Hari ini 12 November 2018, padahal sedang musim hujan di Indonesia namun kenapa terasa panas ya? Terlihat hanya perdebatan dan saling hujat saja yang sealu dipertontonkan. Rasanya polisi bertugas dua kali lipat lebih ekstra dari pada hari-hari biasanya, terlalu banyak laporan penghinaan hari-hari ini. Orang yang kita anggap benar tertuduh dengan alasan yang lucu, mereka yang merasa beragama dengan benar melakukan perbuatan yang meresahkan dan parahnya menghinakan agama mereka sendiri. Salahkah jika masyarakat dan umat ini tak peduli lagi? Loe loe dan gue gue!
Suasana di Indonesia amatlah panas, mungkin lebih panas dari pada Arab Saudi yang suhunya acap 50 derjat celcius.
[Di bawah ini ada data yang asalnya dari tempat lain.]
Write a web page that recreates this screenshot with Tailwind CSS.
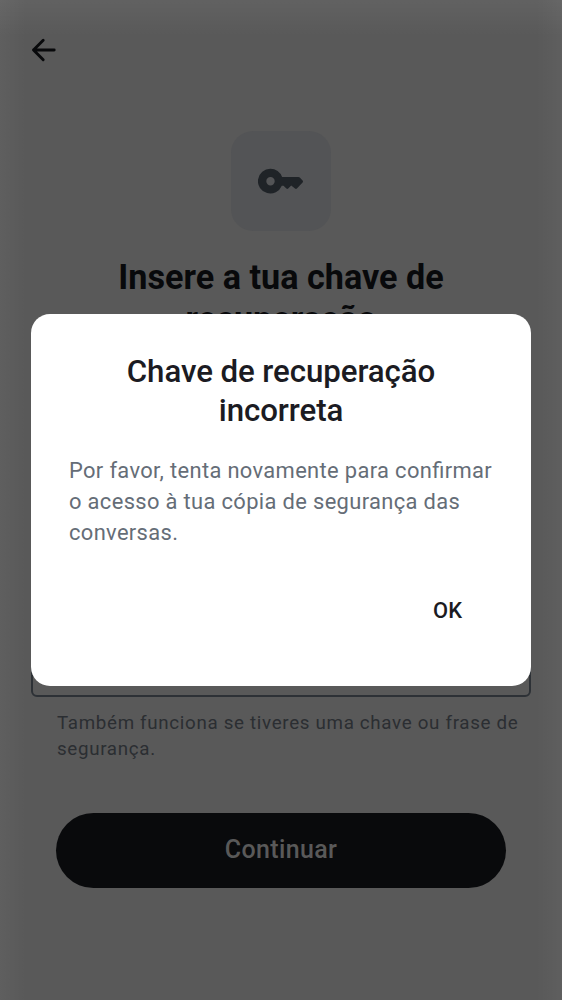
<!DOCTYPE html>
<html lang="pt">
<head>
<meta charset="utf-8">
<meta name="viewport" content="width=device-width, initial-scale=1">
<title>Chave de recuperação</title>
<script src="https://cdn.jsdelivr.net/npm/@tailwindcss/browser@4"></script>
</head>
<body class="relative h-[1000px] w-[562px] overflow-hidden bg-[#595959] bg-[linear-gradient(to_bottom,rgba(255,255,255,0.05),transparent_36px),linear-gradient(to_right,rgba(255,255,255,0.035),transparent_26px,transparent_536px,rgba(255,255,255,0.035))] font-[Roboto,sans-serif]">
<main class="flex h-full flex-col px-[31px]">
  <header class="flex h-[100px] items-center">
    <svg class="size-[26px]" viewBox="0 0 26 26" fill="none" stroke="#08090b" stroke-width="2.9" stroke-linecap="round" stroke-linejoin="round"><path d="M23.2 13H2.5M12.2 3.3L2.5 13L12.2 22.7"/></svg>
  </header>
  <div class="mt-[31px] flex size-[100px] items-center justify-center self-center rounded-[22px] bg-[#535456]">
    <svg class="h-[26px] w-[46px]" viewBox="0 0 46 26" fill="#1f2327"><path fill-rule="evenodd" d="M12.5 .7A12.4 12.4 0 1 0 23.8 17.8H25.5L28.4 20.6Q29.3 21.4 30.2 20.6L33.2 17.6L37 20.6Q38 21.4 38.9 20.5L44.6 14.4Q45.4 13.5 44.6 12.6L41.8 9.6Q41.2 9 40.4 9H24.1A12.4 12.4 0 0 0 12.5 .7ZM12.5 9A4.2 4.2 0 1 1 12.5 17.4A4.2 4.2 0 1 1 12.5 9Z"/></svg>
  </div>
  <h1 class="mt-[25px] text-center text-[34.2px] leading-[42px] font-bold text-[#08090b]">Insere a tua chave de<br>recuperação</h1>
  <div class="mt-[157px] h-[200px] shrink-0 rounded-[6px] border-2 border-[#2d3136]"></div>
  <p class="mt-[13px] pl-[26px] text-[18.75px] leading-[26px] tracking-[0.68px] text-[#2b2e32]">Também funciona se tiveres uma chave ou frase de<br>segurança.</p>
  <button class="mx-[25px] mt-[50.5px] h-[75px] shrink-0 rounded-full bg-[#090a0c] text-[25px] font-medium tracking-[0.35px] text-[#595959]">Continuar</button>
</main>
<section role="dialog" class="absolute top-[314px] left-[31px] flex h-[372px] w-[500px] flex-col rounded-[19px] bg-white px-[38px] pt-[38px]">
  <h2 class="text-center text-[31.25px] leading-[39px] font-medium tracking-[-0.08px] text-[#1b1b22]">Chave de recuperação<br>incorreta</h2>
  <p class="mt-[25px] text-[21.9px] leading-[31px] tracking-[0.35px] whitespace-nowrap text-[#656d77] [font-feature-settings:'liga']">Por favor, tenta novamente para confirmar<br>o acesso à tua cópia de segurança das<br>conversas.</p>
  <button class="mt-[46px] mr-[31px] self-end text-[21.9px] leading-[34px] font-medium text-[#1b1b22]">OK</button>
</section>
</body>
</html>
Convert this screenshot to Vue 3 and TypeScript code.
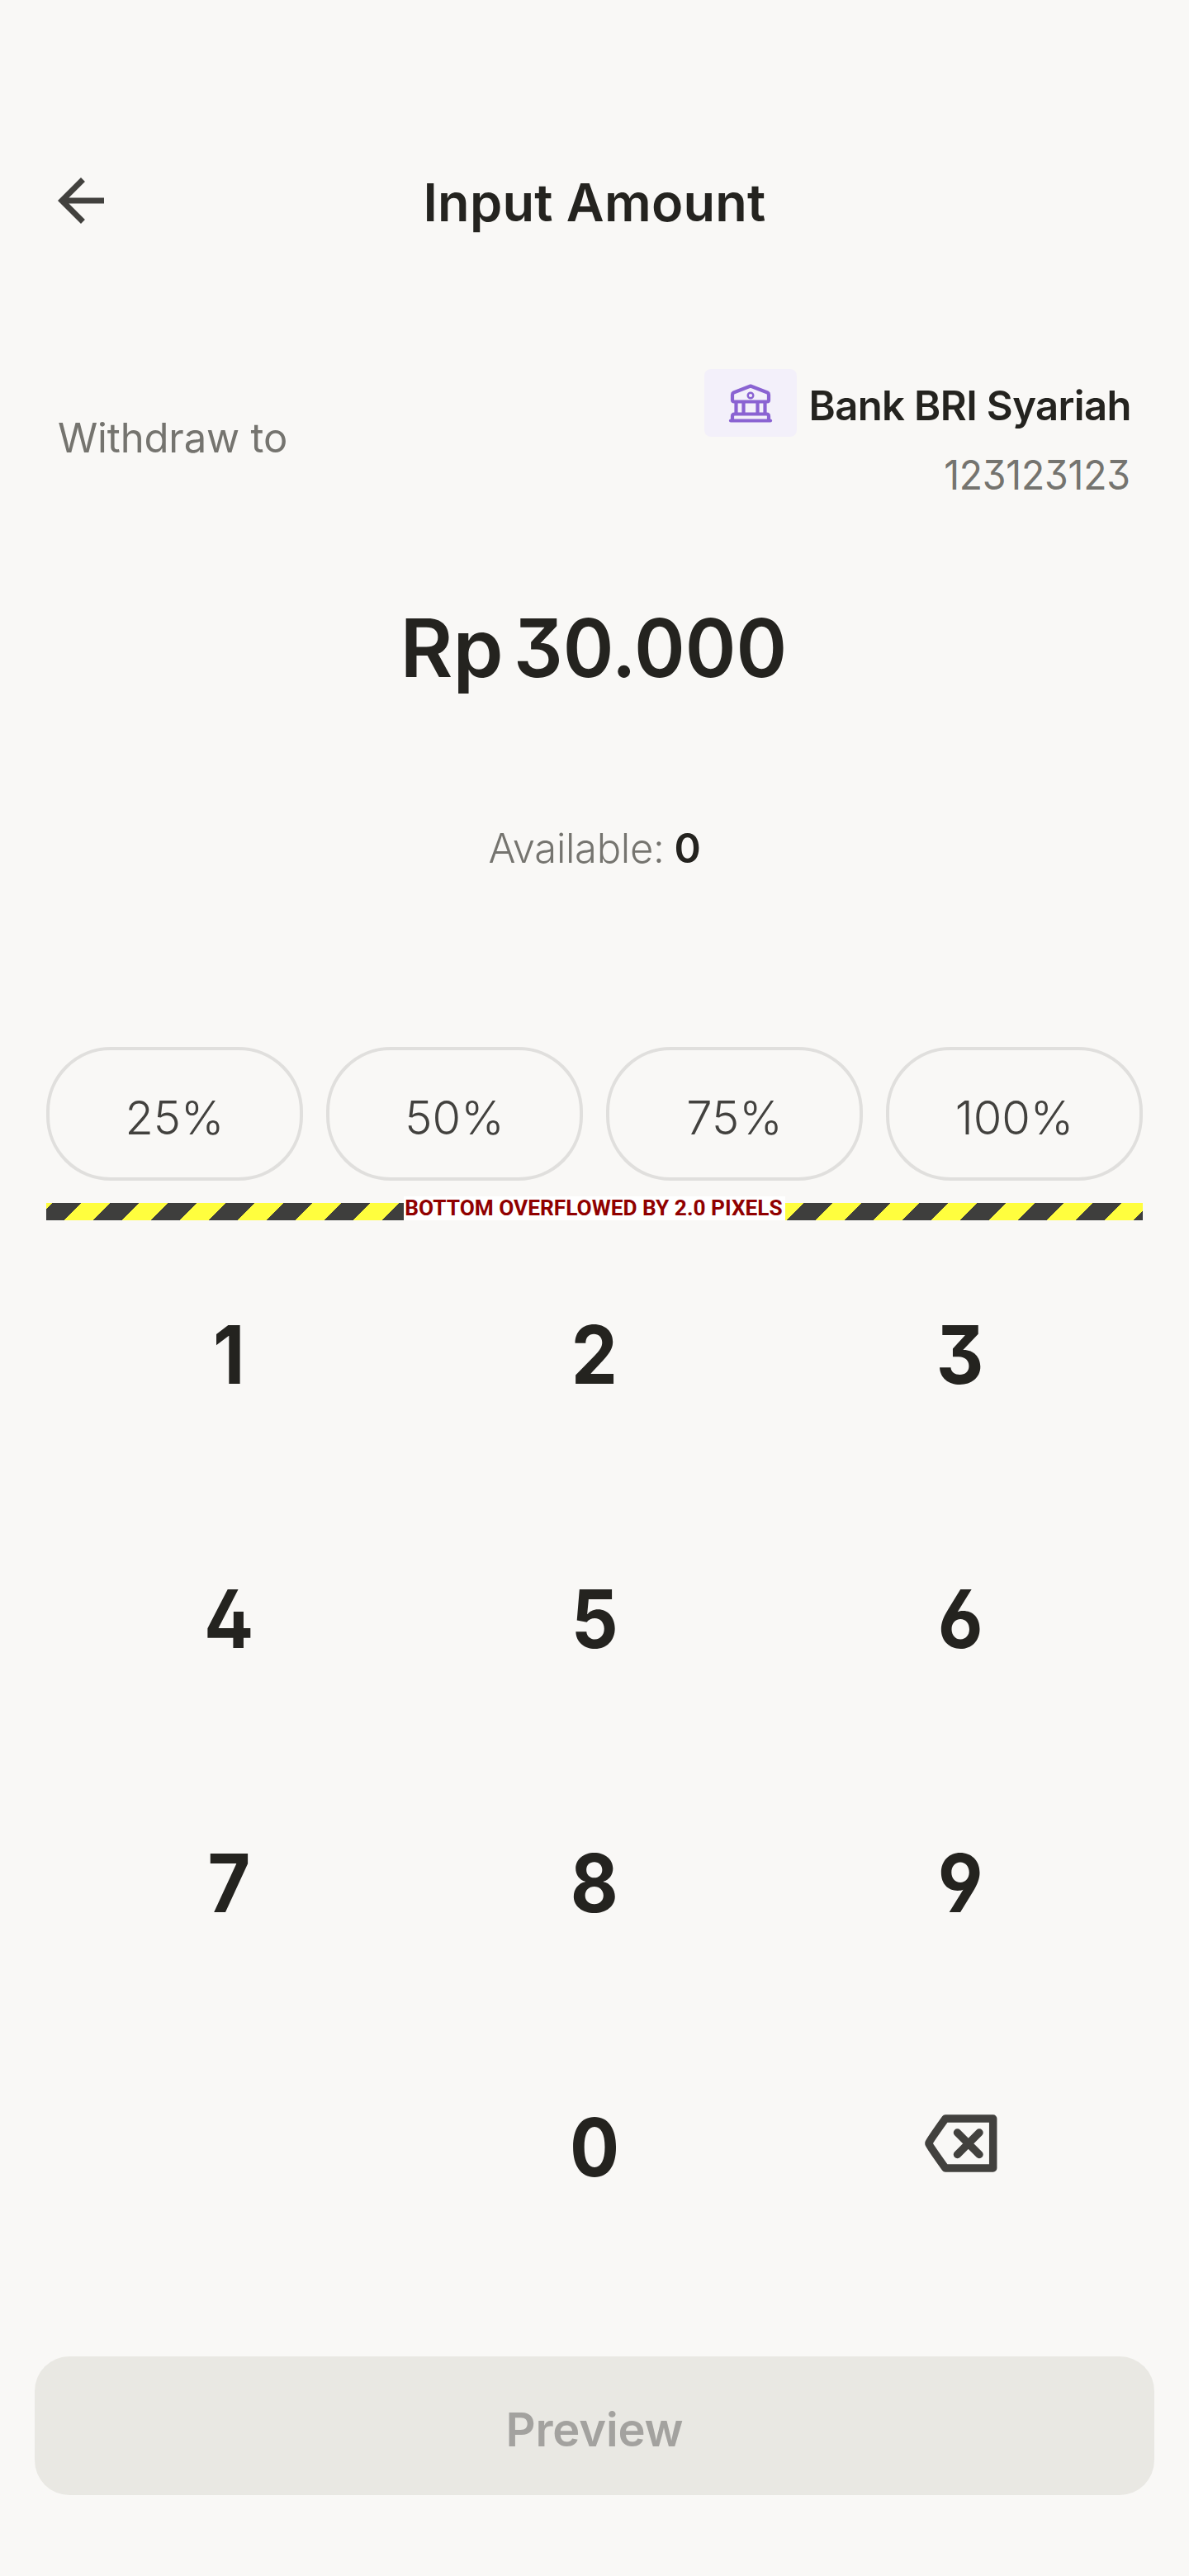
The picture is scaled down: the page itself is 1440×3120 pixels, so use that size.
<script setup lang="ts">
interface Key {
  id: string
  label: string
  kind: 'digit' | 'blank' | 'erase'
}

const bank = { name: 'Bank BRI Syariah', account: '123123123' }
const shares = [25, 50, 75, 100]
const keys: Key[] = [
  ...'123456789'.split('').map((d): Key => ({ id: d, label: d, kind: 'digit' })),
  { id: 'blank', label: '', kind: 'blank' },
  { id: '0', label: '0', kind: 'digit' },
  { id: 'erase', label: '', kind: 'erase' },
]
</script>

<template>
  <main class="screen">
    <header class="bar">
      <button class="back" aria-label="Back">
        <svg width="84" height="84" viewBox="0 0 24 24"><path fill="#42413e" d="M20 11H7.83l5.59-5.59L12 4l-8 8 8 8 1.41-1.41L7.83 13H20z" /></svg>
      </button>
      <h1>Input Amount</h1>
    </header>

    <section class="recipient">
      <span class="hint">Withdraw to</span>
      <div class="account">
        <div class="bank">
          <div class="tile">
            <svg width="54" height="48" viewBox="0 0 54 48" fill="none" stroke="#8a63d2" stroke-width="4.2" stroke-linecap="round" stroke-linejoin="round">
              <path d="M27 3.5 47.5 11.5Q49 12.2 49 14V20.5Q49 22.5 47 22.5H7Q5 22.5 5 20.5V14Q5 12.2 6.5 11.5Z" />
              <circle cx="27" cy="15" r="3.3" stroke-width="2.4" />
              <path d="M9.5 23v14M18.500 23v14M35.5 23v14M44.5 23v14" />
              <path d="M5 45V40Q5 37.5 7.5 37.5H46.5Q49 37.5 49 40V45" />
              <path d="M3 45.5H51" />
            </svg>
          </div>
          <span class="name">{{ bank.name }}</span>
        </div>
        <span class="number">{{ bank.account }}</span>
      </div>
    </section>

    <section class="amount"><span>Rp</span><span class="value">30.000</span></section>
    <p class="available"><span>Available:</span><span class="balance">0</span></p>

    <section class="shares">
      <button v-for="s in shares" :key="s" class="pill"><span>{{ s }}%</span></button>
    </section>

    <div class="overflow"><span>BOTTOM OVERFLOWED BY 2.0 PIXELS</span></div>

    <section class="keypad">
      <button v-for="k in keys" :key="k.id" class="key">
        <span v-if="k.kind === 'digit'">{{ k.label }}</span>
        <svg v-else-if="k.kind === 'erase'" width="88" height="70" viewBox="0 0 88 70" fill="none" stroke="#42413e">
          <path stroke-width="9.5" stroke-linejoin="round" d="M25 5H82.7V65H25Q6 38.5 5 35.5V34.5Q6 31.5 25 5Z" />
          <path stroke-width="9.5" stroke-linecap="round" d="M39.5 22 66 48.5M66 22 39.5 48.5" />
        </svg>
      </button>
    </section>

    <button class="preview"><span>Preview</span></button>
  </main>
</template>

<style>
body {
  background: #f9f8f6;
}
</style>

<style scoped>
.screen {
  box-sizing: border-box;
  width: 1440px;
  height: 3120px;
  padding-top: 189px;
  background: #f9f8f6;
  color: #24231f;
  font-family: Inter, 'Liberation Sans', sans-serif;
  font-feature-settings: 'cv09', 'ss01';
}
button {
  margin: 0;
  padding: 0;
  border: 0;
  background: none;
  color: inherit;
  font: inherit;
  font-feature-settings: inherit;
}
svg {
  display: block;
}
.bar {
  display: grid;
  grid-template-columns: 84px 1fr 84px;
  height: 112px;
  padding: 0 56px;
  align-items: center;
}
.back {
  margin-top: -4px;
}
h1 {
  margin: 0;
  text-align: center;
  font-size: 63px;
  font-weight: 600;
  line-height: 112px;
  letter-spacing: 0.24px;
}
.recipient {
  display: flex;
  justify-content: space-between;
  align-items: flex-start;
  height: 167px;
  margin-top: 146px;
  padding: 0 70px;
  font-size: 49px;
}
.hint {
  line-height: 167px;
  letter-spacing: -0.16px;
  color: #75746f;
}
.account {
  display: flex;
  flex-direction: column;
  align-items: flex-end;
}
.bank {
  display: flex;
  height: 82px;
}
.tile {
  display: flex;
  align-items: center;
  justify-content: center;
  width: 112px;
  height: 82px;
  margin-right: 14px;
  border-radius: 8px;
  background: #f3f0fa;
}
.name {
  line-height: 89px;
  font-weight: 600;
  letter-spacing: -0.6px;
}
.number {
  margin-right: 1px;
  line-height: 93px;
  letter-spacing: -0.2px;
  transform: scaleX(0.945);
  transform-origin: right;
  color: #75746f;
}
.amount {
  display: flex;
  justify-content: center;
  gap: 12px;
  height: 120px;
  margin-top: 111px;
  font-size: 98px;
  font-weight: 600;
  line-height: 120px;
}
.value {
  width: 334px;
  transform: scaleX(0.955);
  transform-origin: left;
}
.available {
  display: flex;
  justify-content: center;
  gap: 12px;
  height: 70px;
  margin: 147px 0 0;
  font-size: 49px;
  font-weight: 300;
  line-height: 71px;
  letter-spacing: -0.34px;
  color: #75746f;
}
.balance {
  font-weight: 600;
  color: #24231f;
}
.shares {
  display: grid;
  grid-template-columns: repeat(4, 1fr);
  gap: 28px;
  margin-top: 206px;
  padding: 0 56px;
}
.pill {
  box-sizing: border-box;
  height: 162px;
  padding-top: 10px;
  border: 4px solid #e0dfdd;
  border-radius: 78px;
  font-size: 56px;
  font-weight: 300;
  color: #42413e;
}
.overflow {
  display: flex;
  justify-content: center;
  height: 21px;
  margin: 27px 56px 0;
  background: repeating-linear-gradient(135deg, #fffe3e 0 5.3px, #3e3e3d 5.3px 30.05px, #fffe3e 30.05px 49.497px);
}
.overflow span {
  height: 29px;
  margin-top: -8px;
  padding: 0 3px 0 1px;
  background: #fff;
  color: #900000;
  font: 700 26.25px/29px Roboto, sans-serif;
  white-space: nowrap;
}
.keypad {
  display: grid;
  grid-template-columns: repeat(3, 1fr);
  grid-auto-rows: 320px;
  padding: 2px 56px 0;
}
.key {
  display: flex;
  align-items: center;
  justify-content: center;
  font-size: 98px;
  font-weight: 700;
}
.key span {
  transform: scaleX(0.91);
}
.key svg {
  margin: -8px 0 0 3px;
}
.preview {
  display: block;
  width: 1356px;
  height: 168px;
  margin: 94px auto 0;
  padding-top: 10px;
  border-radius: 42px;
  background: #e9e8e3;
  color: #a3a29f;
  font-size: 56px;
  font-weight: 600;
  letter-spacing: -0.16px;
}
</style>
Bukan alamnya yang panas tapi manusia Indonesia yang membuat panas itu sendiri, bukan karena hutan pada di bakar tapi masalah kecil di anggap besar dan guyonan dijadikan perdebatan pikiran. Salahkah jika masyarakat dan umat kini beralih pada acara hiburan? Terpingkal-pingkal rasanya seperti ekstaksi untuk melupakan kemelut dunia ini.
Jika ada yang bertanya, "apa bentuk wajah Indonesia"?
Bilang saja "sedang marah". Toh memang dimana-mana orang sedang marah.
Entah sampai kapan kita akan marah-marah, mungkin sampai struk anggota tubuh kita. Tapi jangan, jangan, kami masih sayang Indonesia. Kami tak ingin Indonesia hanya menjadi orantua pemarah, kami ingin Indonesia menjadi orangtua yang bijaksana, ramah dan jika perlu humoris.
Andaikan Indonesia adalah kakek yang humoris?
Indonesia dan Islam adalah satu mata koin yang tak terpisahkan kedua sisinya. Keduanya saling berhubungan dan terikat. Filosofi dan nilai-nilai bangsa banyak terserap dari Islam, maka keduanya adalah satu kesatuan nan mendukung bukan musuh yang saling menyikut. Marilah kita mulai mengakui siapa diri kita dan tidak sibuk pada pergolakan batin.
Humoris adalah sifat alternatif dari kegaluan zaman akan problem yang tak berkesudahan. Sifat humoris menjadi penawar akan tekanan tinggi yang dihasilkan oleh pergolakan politik, sifat humoris juga reflesh untuk kondisi kita hari ini, dan ia adalah garam kehidupan, tanpanya kehidupan menjadi hambar.
Sepakat kita bahwa tekanan otak kita hari-hari ini sangat panas, mari sejenak kita tersenyum dan tertawa ria. Bukankah kehidupan adalah senda gurau? Lalu kenapa harus marah-marah dengan apa yang terjadi? Bukankah anak-anak lebih suka mempermainkan kakek-kakek yang pemarah? Sekarang siapa anak-anaknya dan siapa kakek-kakeknya?Â
Sensasi atau subtansi?
Jika boleh bertanya lagi apakah yang kita perdebatkan adalah subtansi atau sekedar mencari sensasi? Acap perdebatan yang terjadi hanyalah mencari sensasi semata, orang-orang yang mencari masalah dan kerusuhan banyak orang hanya untuk mencari heboh dan sensasi saja, seperi kisah seorang bocah yang minta tolong pada masyarakat bahwa kerbaunya diterkam singa, padahal itu bohong dan masyarakat tahu itu. Lalu kenapa harus marah? Kenapa harus bawa parang untuk membuat anak itu jera? Dan kenapa harus satu kampung mengejar bocah ini?